_EXERCISE INSTRUCTIONS_
Extract each line where the string "React" shows up.

%%

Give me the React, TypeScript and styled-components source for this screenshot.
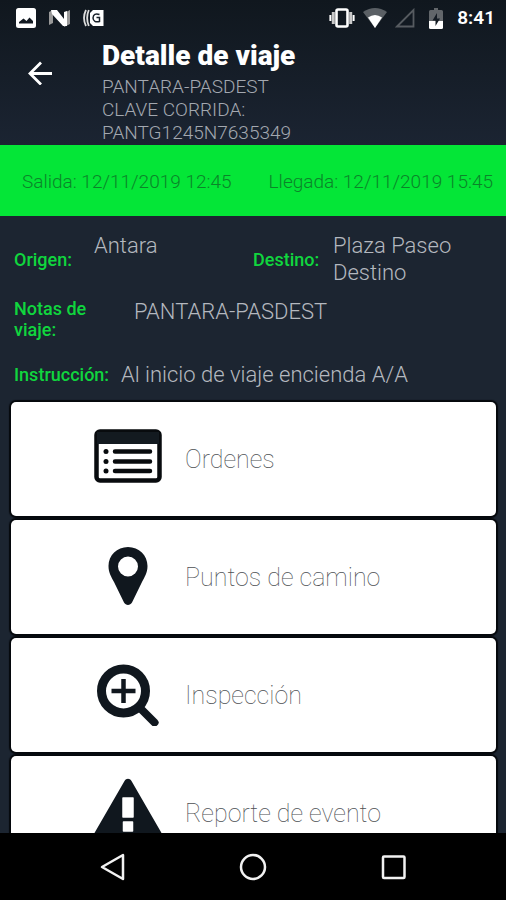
import React from "react";
import styled, { createGlobalStyle } from "styled-components";

const GlobalStyle = createGlobalStyle`
  * { box-sizing: border-box; }
  html, body { margin: 0; background: #000; }
  button { border: 0; padding: 0; background: none; color: inherit; font: inherit; cursor: pointer; }
  svg { display: block; flex: none; }
`;

const Screen = styled.div`
  display: flex;
  flex-direction: column;
  height: 100vh;
  overflow: hidden;
  background: #1c2531;
  color: #b4b8bf;
  font-family: Roboto, "Liberation Sans", sans-serif;
`;

const TopArea = styled.div`
  flex: none;
  background: linear-gradient(#10171e, #1b2432);
`;

const StatusBar = styled.div`
  display: flex;
  align-items: center;
  justify-content: space-between;
  height: 36px;
  padding: 0 11px 0 16px;
  color: #fff;
`;

const StatusGroup = styled.div<{ $gap: number }>`
  display: flex;
  align-items: center;
  gap: ${(p) => p.$gap}px;
`;

const Clock = styled.time`
  font-size: 19px;
  font-weight: 600;
  line-height: 24px;
`;

const Header = styled.header`
  display: grid;
  grid-template-columns: 102px 1fr;
  padding-bottom: 1px;
`;

const BackButton = styled.button`
  && { color: #fff; padding: 25px 24px 24px 28px; }
  align-self: start;
  justify-self: start;
`;

const Title = styled.h1`
  margin: 0;
  color: #fff;
  font-size: 28px;
  font-weight: 900;
  line-height: 39px;
`;

const Subtitle = styled.p`
  margin: 0;
  color: #a3a8b0;
  font-size: 19px;
  font-weight: 300;
  line-height: 23px;
`;

const Schedule = styled.section`
  display: flex;
  flex: none;
  align-items: center;
  justify-content: space-between;
  height: 71px;
  padding: 2px 13px 0 22px;
  background: #04e637;
  color: #0b8429;
  font-size: 19px;
  font-weight: 300;
  line-height: 24px;
  white-space: nowrap;
`;

const Details = styled.dl`
  display: flex;
  flex: none;
  flex-direction: column;
  margin: 0;
  padding: 16px 14px 0;
`;

const Pair = styled.div`
  display: grid;
  grid-template-columns: 1fr 1fr;
`;

const Field = styled.div<{ $label: number; $center?: boolean; $top?: number }>`
  display: grid;
  grid-template-columns: ${(p) => p.$label}px 1fr;
  align-items: ${(p) => (p.$center ? "center" : "start")};
  padding-top: ${(p) => p.$top ?? 0}px;
`;

const Label = styled.dt`
  color: #10d63e;
  font-size: 18px;
  font-weight: 500;
  line-height: 21px;
`;

const Value = styled.dd`
  align-self: start;
  margin: 0;
  font-size: 22px;
  font-weight: 300;
  line-height: 27px;
`;

const Menu = styled.main`
  display: flex;
  flex: 1;
  flex-direction: column;
  gap: 4px;
  min-height: 0;
  overflow: hidden;
  padding: 14px 10px 0 11px;
`;

const MenuCard = styled.button`
  && { background: #fff; color: #4c4f53; padding: 0 16px 0 83px; }
  display: grid;
  flex: none;
  grid-template-columns: 68px 1fr;
  column-gap: 23px;
  align-items: center;
  height: 114px;
  border-radius: 5px;
  box-shadow: 0 0 1px 2px #05080c;
  text-align: left;
`;

const IconSlot = styled.span`
  display: flex;
  justify-content: center;
`;

const CardText = styled.span`
  padding-top: 2px;
  font-size: 25px;
  font-weight: 100;
  line-height: 32px;
`;

const NavBar = styled.nav`
  display: flex;
  flex: none;
  align-items: center;
  justify-content: center;
  gap: 112px;
  height: 67px;
  background: #000;
  color: #f2f2f2;
`;

const PictureIcon = () => (
  <svg width="20" height="20" viewBox="0 0 20 20" aria-hidden="true">
    <path fill="#fff" fillRule="evenodd" d="M2.500 0h15A2.500 2.500 0 0 1 20 2.500v15a2.500 2.500 0 0 1-2.500 2.500h-15A2.500 2.500 0 0 1 0 17.500v-15A2.500 2.500 0 0 1 2.500 0ZM3 15.500h14V13l-3.500-3.500-3 3.500L7.500 10.500 3 14Z" />
  </svg>
);

const NougatIcon = () => (
  <svg width="21" height="18" viewBox="0 0 21 18" aria-hidden="true">
    <path fill="#999" d="M0 3 4 1v13l-4 2ZM15 4l6-3v14l-6 3Z" />
    <path fill="#fff" d="M2 1h6l7 9V3l3-1v15h-4L3 5Z" />
  </svg>
);

const CastIcon = () => (
  <svg width="21" height="18" viewBox="0 0 21 18" aria-hidden="true">
    <path fill="none" stroke="#ddd" strokeWidth="1.800" d="M3 1Q-1 9 3 17M5.800 1Q2.500 9 5.800 17" />
    <path fill="#fff" d="M10 1h10.500v16H10L7 14V4Z" />
    <path fill="none" stroke="#182029" strokeWidth="1.500" d="M16.500 5.500q-6-2-6.500 3.500 .5 5 6.500 3.500V8.500h-3" />
  </svg>
);

const VibrateIcon = () => (
  <svg width="26" height="20" viewBox="0 0 26 20" aria-hidden="true">
    <rect x="7.500" y="1.500" width="11" height="17" rx="1.500" fill="none" stroke="#fff" strokeWidth="2.600" />
    <path stroke="#c9c9c9" strokeWidth="3" d="M4.300 4v12M21.700 4v12" />
    <path stroke="#fff" strokeWidth="2" d="M1.400 7v6M24.600 7v6" />
  </svg>
);

const WifiIcon = () => (
  <svg width="24" height="20" viewBox="0 0 24 20" aria-hidden="true">
    <path fill="#5b6065" d="M0 4Q12-4 24 4L12 20Z" />
    <path fill="#fff" d="M5 9.500q7-5 14 0L12 20Z" />
  </svg>
);

const SignalIcon = () => (
  <svg width="20" height="20" viewBox="0 0 20 20" aria-hidden="true">
    <path fill="none" stroke="#565b60" strokeWidth="1.800" d="M2 18.500 18.500 2v16.500Z" />
  </svg>
);

const BatteryIcon = () => (
  <svg width="14" height="21" viewBox="0 0 14 21" aria-hidden="true">
    <path fill="#62666a" d="M5 0h4v2h3.500Q14 2 14 3.500V13H0V3.500Q0 2 1.500 2H5Z" />
    <path fill="#fff" d="M0 13h14v6.500q0 1.500-1.500 1.500h-11Q0 21 0 19.500Z" />
    <path fill="#151c24" d="M8 5 3.500 12.500h3V18L11 10.500H8Z" />
  </svg>
);

const BackIcon = () => (
  <svg width="24" height="24" viewBox="0 0 24 24" aria-hidden="true">
    <path fill="none" stroke="currentColor" strokeWidth="2.800" d="M24 12.500H3M13 1.500 2 12.500l11 11" />
  </svg>
);

const OrdersIcon = () => (
  <svg width="68" height="60" viewBox="0 0 68 60" aria-hidden="true">
    <rect x="2.500" y="2.500" width="63" height="49" rx="3.500" fill="#fff" stroke="#080b0e" strokeWidth="4.500" />
    <path fill="#131a20" d="M3 3h62v12H3Z" />
    <g fill="#080b0e">
      <circle cx="12" cy="22.500" r="2.500" />
      <circle cx="12" cy="32.500" r="2.500" />
      <circle cx="12" cy="42" r="2.500" />
    </g>
    <path stroke="#080b0e" strokeWidth="4.500" strokeLinecap="round" d="M21 22.500h35M21 32.500h35M21 42h35" />
  </svg>
);

const PinIcon = () => (
  <svg width="40" height="62" viewBox="0 0 40 62" aria-hidden="true">
    <path fill="#10171e" fillRule="evenodd" d="M20 1C9 1 .5 9.500 .5 20 .5 27 3.500 31 6 36l10 20.500c1.800 3.200 6.200 3.200 8 0L34 36c2.500-5 5.500-9 5.500-16C39.500 9.500 31 1 20 1Zm0 9.500a10 10 0 1 1 0 20 10 10 0 0 1 0-20Z" />
  </svg>
);

const InspectIcon = () => (
  <svg width="64" height="62" viewBox="0 1 64 62" aria-hidden="true">
    <g fill="none" stroke="#10171e" strokeLinecap="round">
      <circle cx="27.500" cy="28" r="22" strokeWidth="9" />
      <path strokeWidth="8" d="m45 46 13.500 13.500" />
      <path strokeWidth="4.500" strokeLinecap="butt" d="M27.500 16v24M15.500 28h24" />
    </g>
  </svg>
);

const AlertIcon = () => (
  <svg width="76" height="70" viewBox="0 0 76 70" aria-hidden="true">
    <path fill="#10171e" d="M34.500 3c1.700-3 5.300-3 7 0L75 61c1.500 3 0 6-4 6H5c-4 0-5.500-3-4-6Z" />
    <path fill="#fff" stroke="#fff" strokeWidth="1.500" strokeLinejoin="round" d="M33 20h10v19H33ZM33.500 44h9v9h-9Z" />
  </svg>
);

const NavBackIcon = () => (
  <svg width="28" height="28" viewBox="0 0 28 28" aria-hidden="true">
    <path fill="none" stroke="currentColor" strokeWidth="2.500" strokeLinejoin="round" d="M24 2v24L3 14Z" />
  </svg>
);

const NavHomeIcon = () => (
  <svg width="28" height="28" viewBox="0 0 28 28" aria-hidden="true">
    <circle cx="14" cy="14" r="12" fill="none" stroke="currentColor" strokeWidth="2.500" />
  </svg>
);

const NavRecentsIcon = () => (
  <svg width="28" height="28" viewBox="0 0 28 28" aria-hidden="true">
    <rect x="4" y="3.500" width="21.500" height="21.500" rx="1" fill="none" stroke="currentColor" strokeWidth="2.500" />
  </svg>
);

const menuItems = [
  { text: "Ordenes", Icon: OrdersIcon },
  { text: "Puntos de camino", Icon: PinIcon },
  { text: "Inspección", Icon: InspectIcon },
  { text: "Reporte de evento", Icon: AlertIcon },
];

export default function App() {
  return (
    <>
      <GlobalStyle />
      <Screen>
        <TopArea>
          <StatusBar>
            <StatusGroup $gap={13}>
              <PictureIcon />
              <NougatIcon />
              <CastIcon />
            </StatusGroup>
            <StatusGroup $gap={14}>
              <StatusGroup $gap={8}>
                <VibrateIcon />
                <WifiIcon />
                <SignalIcon />
              </StatusGroup>
              <BatteryIcon />
              <Clock>8:41</Clock>
            </StatusGroup>
          </StatusBar>
          <Header>
            <BackButton type="button" aria-label="Volver">
              <BackIcon />
            </BackButton>
            <div>
              <Title>Detalle de viaje</Title>
              <Subtitle>PANTARA-PASDEST</Subtitle>
              <Subtitle>CLAVE CORRIDA:</Subtitle>
              <Subtitle>PANTG1245N7635349</Subtitle>
            </div>
          </Header>
        </TopArea>
        <Schedule>
          <span>Salida: 12/11/2019 12:45</span>
          <span>Llegada: 12/11/2019 15:45</span>
        </Schedule>
        <Details>
          <Pair>
            <Field $label={80} $center>
              <Label>Origen:</Label>
              <Value>Antara</Value>
            </Field>
            <Field $label={80} $center>
              <Label>Destino:</Label>
              <Value>
                Plaza Paseo
                <br />
                Destino
              </Value>
            </Field>
          </Pair>
          <Field $label={120} $top={12}>
            <Label>
              Notas de
              <br />
              viaje:
            </Label>
            <Value>PANTARA-PASDEST</Value>
          </Field>
          <Field $label={107} $center $top={21}>
            <Label>Instrucción:</Label>
            <Value>Al inicio de viaje encienda A/A</Value>
          </Field>
        </Details>
        <Menu>
          {menuItems.map(({ text, Icon }) => (
            <MenuCard key={text} type="button">
              <IconSlot>
                <Icon />
              </IconSlot>
              <CardText>{text}</CardText>
            </MenuCard>
          ))}
        </Menu>
        <NavBar aria-label="Sistema">
          <button type="button" aria-label="Atrás">
            <NavBackIcon />
          </button>
          <button type="button" aria-label="Inicio">
            <NavHomeIcon />
          </button>
          <button type="button" aria-label="Recientes">
            <NavRecentsIcon />
          </button>
        </NavBar>
      </Screen>
    </>
  );
}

%%

_FULL ANSWER_
Give me the React, TypeScript and styled-components source for this screenshot.
import React from "react";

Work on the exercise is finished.